What is Pedagogy What is Curriculum

The term emergent curriculum is used to refer to an approach that emerges from the interests of the learner and is socially constructed (Jones & Nimmo,1994). However, the process of emergent curriculum assumes a higher level of effectiveness when it goes beyond interests to focus on children’s thinking, creativity and curiosities. It then assumes a transformational curriculum position. Emergent curriculum defies a narrow focus. If it is based solely on a judgement call by the educator about children’s interests and ends up being a fact-finding mission of academics it really is just a long-term theme. It becomes a linear process rather than the spiral described by Susan Stacey. In the professional development module called Understanding Emergent Curriculum in Practice five key features of emergent curriculum are listed:

  1. Emergent curriculum is not a linear process.
  2. Emergent curriculum is cyclical.
  3. Emergent curriculum is flexible and responsive.
  4. Emergent curriculum is collaborative.
  5. Emergent curriculum makes children’s learning and teacher’s thinking visible.

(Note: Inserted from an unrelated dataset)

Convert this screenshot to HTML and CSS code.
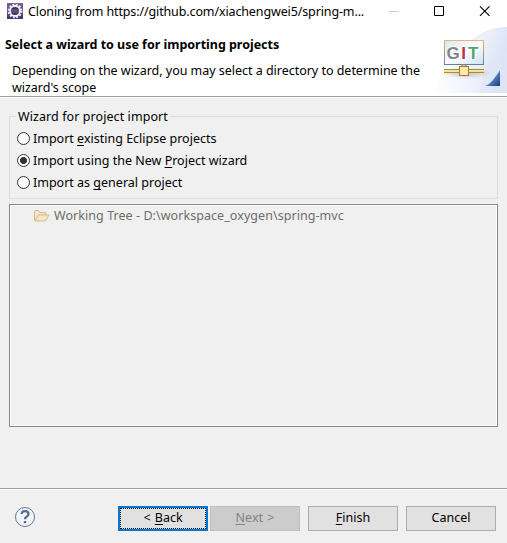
FILE: index.html
```html
<!DOCTYPE html>
<html lang="en">
<head>
<meta charset="utf-8">
<title>Cloning from repository</title>
<link rel="stylesheet" href="styles.css">
</head>
<body>
<div class="dialog">
  <header class="top">
    <div class="titlebar">
      <svg class="app-icon" width="16" height="16" viewBox="0 0 16 16">
        <defs><linearGradient id="app" x2="0" y2="1"><stop stop-color="#75659b"/><stop offset="1" stop-color="#44336f"/></linearGradient></defs>
        <rect width="16" height="16" fill="url(#app)"/>
        <circle cx="8" cy="8" r="6.4" fill="none" stroke="#f4f1f7" stroke-width="2" stroke-dasharray="1.8 1.55"/>
        <circle cx="8" cy="8" r="5" fill="#393252" stroke="#f4f1f7" stroke-width="1.8"/>
        <path d="M4 7h8M4 9h8" stroke="#8a80ab" stroke-width=".8"/>
      </svg>
      <span class="caption">Cloning from https://github.com/xiachengwei5/spring-m...</span>
      <svg class="controls" width="104" height="22" viewBox="0 0 104 22" fill="none">
        <path d="M0 11.5h10" stroke="#ccc"/>
        <path d="M45.5 6.5h9v9h-9z" stroke="#000"/>
        <path d="M91 6.300l9.500 9.500M100.500 6.300L91 15.800" stroke="#000" stroke-width="1.100"/>
      </svg>
    </div>
    <div class="banner">
      <div class="copy">
        <h1>Select a wizard to use for importing projects</h1>
        <p>Depending on the wizard, you may select a directory to determine the<br>wizard's scope</p>
      </div>
      <svg class="git" width="75" height="66" viewBox="432 27 75 66">
        <defs>
          <linearGradient id="sky" x1="0" x2="1" y2=".5"><stop stop-color="#fff"/><stop offset="1" stop-color="#d9e1f5"/></linearGradient>
          <linearGradient id="low" x1="0" x2="1"><stop stop-color="#fff"/><stop offset="1" stop-color="#dfe6f7"/></linearGradient>
          <linearGradient id="screen" x2="1" y2="1"><stop stop-color="#d8e7f2"/><stop offset=".5" stop-color="#fafcff"/><stop offset="1" stop-color="#cfe2f2"/></linearGradient>
          <linearGradient id="frame" x2="0" y2="1"><stop stop-color="#e3b879"/><stop offset="1" stop-color="#6b8098"/></linearGradient>
          <linearGradient id="fold" x2="1" y2="1"><stop stop-color="#d5e6f4"/><stop offset=".4" stop-color="#a5c5e1"/><stop offset=".6" stop-color="#4977b2"/><stop offset="1" stop-color="#173d7c"/></linearGradient>
          <radialGradient id="shade"><stop stop-color="#aaa2b5" stop-opacity=".65"/><stop offset="1" stop-color="#aaa2b5" stop-opacity="0"/></radialGradient>
        </defs>
        <path d="M432 93Q446 66 459 54Q478 27 507 27v66z" fill="url(#low)"/>
        <path d="M507 27Q478 32 459 54Q485 61 491 93H507z" fill="url(#sky)"/>
        <path d="M485 64Q499 54 507 51V93H480z" fill="#dfe6f7" opacity=".6"/>
        <ellipse cx="466" cy="73" rx="26" ry="6" fill="url(#shade)"/>
        <rect x="444.500" y="40.500" width="39" height="24" fill="url(#screen)" stroke="url(#frame)"/>
        <text class="logo" x="446.500" y="59"><tspan fill="#858585">G</tspan><tspan x="461.200" fill="#bc3445">I</tspan><tspan x="468" fill="#4fa769">T</tspan></text>
        <path d="M444 69.500h40M444 72.500h40" stroke="#a49127"/>
        <path d="M444 70.500h40M444 71.500h40" stroke="#eee69c"/>
        <path d="M462 65v3h4v-3" fill="#ddce82" stroke="#9b8736"/>
        <rect x="459.500" y="66.500" width="9" height="9" fill="#fbe8ae" stroke="#a67d27"/>
        <path d="M500 70v16h-15q5-2 8-6t7-10" fill="url(#fold)"/>
      </svg>
    </div>
  </header>

  <main>
    <section class="group">
      <div class="legend">Wizard for project import</div>
      <label class="option"><i class="radio"></i><span>Import <u>e</u>xisting Eclipse projects</span></label>
      <label class="option"><i class="radio on"></i><span>Import using the New <u>P</u>roject wizard</span></label>
      <label class="option"><i class="radio"></i><span>Import as <u>g</u>eneral project</span></label>
    </section>
    <section class="tree">
      <div class="node">
        <svg width="16" height="12" viewBox="0 0 16 12" fill="#f5e5c7" stroke="#d9b98b" stroke-linejoin="round">
          <path d="M.5 10.500v-9q0-1 1-1h3l1.500 2h5q1 0 1 1v2h-7z"/>
          <path d="M.8 11L4.500 5h10.500l-3.500 6z"/>
        </svg>
        <span>Working Tree - D:\workspace_oxygen\spring-mvc</span>
      </div>
    </section>
  </main>

  <footer>
    <svg class="help" width="22" height="22" viewBox="0 0 22 22" fill="none">
      <circle cx="11" cy="11" r="9.500" fill="#f4f5f7" stroke="#65779a"/>
      <path d="M7.700 8Q7.600 5.200 11 5.200Q14.500 5.200 14.500 7.900Q14.500 9.400 12.600 10.600Q11 11.500 11 13.300" stroke="#546b91" stroke-width="2.200"/>
      <rect x="9.800" y="15" width="2.400" height="2.200" fill="#546b91"/>
    </svg>
    <button class="btn focus"><span>&lt; <u>B</u>ack</span></button>
    <button class="btn off"><span><u>N</u>ext &gt;</span></button>
    <button class="btn apart"><span><u>F</u>inish</span></button>
    <button class="btn apart"><span>Cancel</span></button>
  </footer>
</div>
</body>
</html>
```
FILE: styles.css
```css
* { box-sizing: border-box; }
body { margin: 0; background: #f0f0f0; color: #000; font: 12.5px/16px "Noto Sans", sans-serif; }
.dialog { width: 507px; height: 543px; display: flex; flex-direction: column; overflow: hidden; }
.top { height: 98px; flex: none; background: #fff; border-bottom: 1px solid #fff; box-shadow: inset 0 -1px #a0a0a0; }
.titlebar { height: 27px; display: flex; align-items: flex-start; padding: 0 14px 0 7px; }
.app-icon { margin: 3px 5px 0 0; flex: none; }
.caption { width: 361px; padding-top: 4px; white-space: nowrap; letter-spacing: -.125px; }
.controls { flex: none; }
.banner { display: flex; height: 66px; }
.copy { width: 432px; flex: none; padding: 10px 0 0 5px; white-space: nowrap; }
h1 { font-size: 12.5px; line-height: 16px; font-weight: 700; margin: 0; letter-spacing: -.02px; }
p { margin: 9px 0 0 7px; line-height: 17px; letter-spacing: -.025px; }
.git { flex: none; }
.logo { font: 700 17px "Liberation Sans", sans-serif; stroke: #fff; stroke-width: 1.5px; paint-order: stroke; }

main { padding: 11px 9px 0; height: 390px; flex: none; }
.group { height: 90px; position: relative; display: flex; flex-direction: column; }
.group::before { content: ""; position: absolute; inset: 7px 0 0; border: 1px solid #dcdcdc; }
.legend { position: relative; align-self: flex-start; margin: 0 0 3px 7px; padding: 0 2px; background: #f0f0f0; letter-spacing: .08px; }
.option { height: 22px; display: flex; align-items: center; padding-left: 8px; position: relative; white-space: nowrap; }
.radio { width: 13px; height: 13px; border: 1px solid #333; border-radius: 50%; background: #fff; margin: 0 3px 1px 0; }
.radio.on { background: radial-gradient(circle, #333 0 3.2px, #fff 3.8px); }
u { text-underline-offset: 2px; text-decoration-thickness: 1px; text-decoration-skip-ink: none; }
.tree { height: 223px; margin-top: 5px; border: 1px solid #828790; box-shadow: inset 0 0 0 1px #fff; padding: 3px 0 0 24px; color: #6d6d6d; }
.node { display: flex; align-items: center; gap: 4px; white-space: nowrap; letter-spacing: .06px; }

footer { height: 55px; border-top: 1px solid #a0a0a0; box-shadow: inset 0 1px #fff; display: flex; padding: 17px 11px 0 14px; }
.help { margin-right: 82px; flex: none; }
.btn { width: 90px; height: 25px; flex: none; padding: 0 0 1px; border: 1px solid #adadad; background: #e1e1e1; font: inherit; color: #000; word-spacing: 1px; }
.btn.focus { border: 2px solid #0078d7; outline: 1px dotted #000; outline-offset: -3px; padding: 0 0 1px; }
.btn.off { margin-left: 2px; background: #ccc; border-color: #bfbfbf; color: #838383; }
.btn.apart { margin-left: 8px; }
```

Emergent curriculum happens when you support inquiry based learning in your classroom. One form of inquiry based learning is project work which involves children investigating a question or problem over a period of time. Inquiry and projects require that the learner is active. Experiential or active learning is learning that involves active manipulation by the learner and is environmentally based. To learn something new, children must become aware, explore, inquire, use, and apply. The Progressive Education movement and the writings of John Dewey (1910) support this position of learner as active. “Only by wrestling with the conditions of the problem at hand, seeking and finding his own solution (not in isolation but in correspondence with the teacher and other pupils) does one learn” (p. 182). So while some may think that these ideas are new they have a long-standing tradition.

Dewey quote

Under the assumption that children learn best when their interest is fully engaged and centred, the project method was used in Dewey’s Laboratory School at the University of Chicago at the beginning of the 20th century. In more recent times, project work was a central part of infant and primary education during the Plowden Years in England of the 1960s and 1970s, and in the corresponding North American open education years of the same era (Katz & Chard, 2000). A highly creative variation of the project method exists in the pre-primary schools of Reggio Emilia (Edwards et al., 1994). The Project Approach, “refers to a way of teaching and learning as well as to the content of what is taught and learned” (Katz & Chard, 1989, p. 3). It is a set of teaching strategies which enable teachers to guide children through in-depth studies of real world topics (Katz & Chard, 2000). As suggested by Katz and Chard, projects are intended to be emergent as they develop from the ongoing interests of the children. Projects therefore are an example of emergent curriculum. In contrast, themes are not considered emergent as they are often prescribed by the teacher. Topics for projects need to emerge from both the learners and the teachers so it is with careful consideration that a teacher decides the topic and the title. Is the topic different from the title? Do you need a title? Can the title be a learning question? A project topic should be worthy of investigation. To be worthy children should be engaged in critical thinking, problem solving and not just gathering facts. An inquiry inspired by a trip to the beach and a fascination with driftwood becomes more than a project entitled “Wood” when posed as a learning question; “What can I do with driftwood?” I can imagine stories about the wood’s origin and the journey it has made in the water. I can create with driftwood, count and build with driftwood. I can make up stories about what I made all while wondering about the science of driftwood. Avoid the noun and focus on a verb. The noun tends to lead us down the academic path, while the verb helps us recognize the intellectual outcomes for children. Lillian Katz discusses the differences between academic and intellectual goals in this wonderful video.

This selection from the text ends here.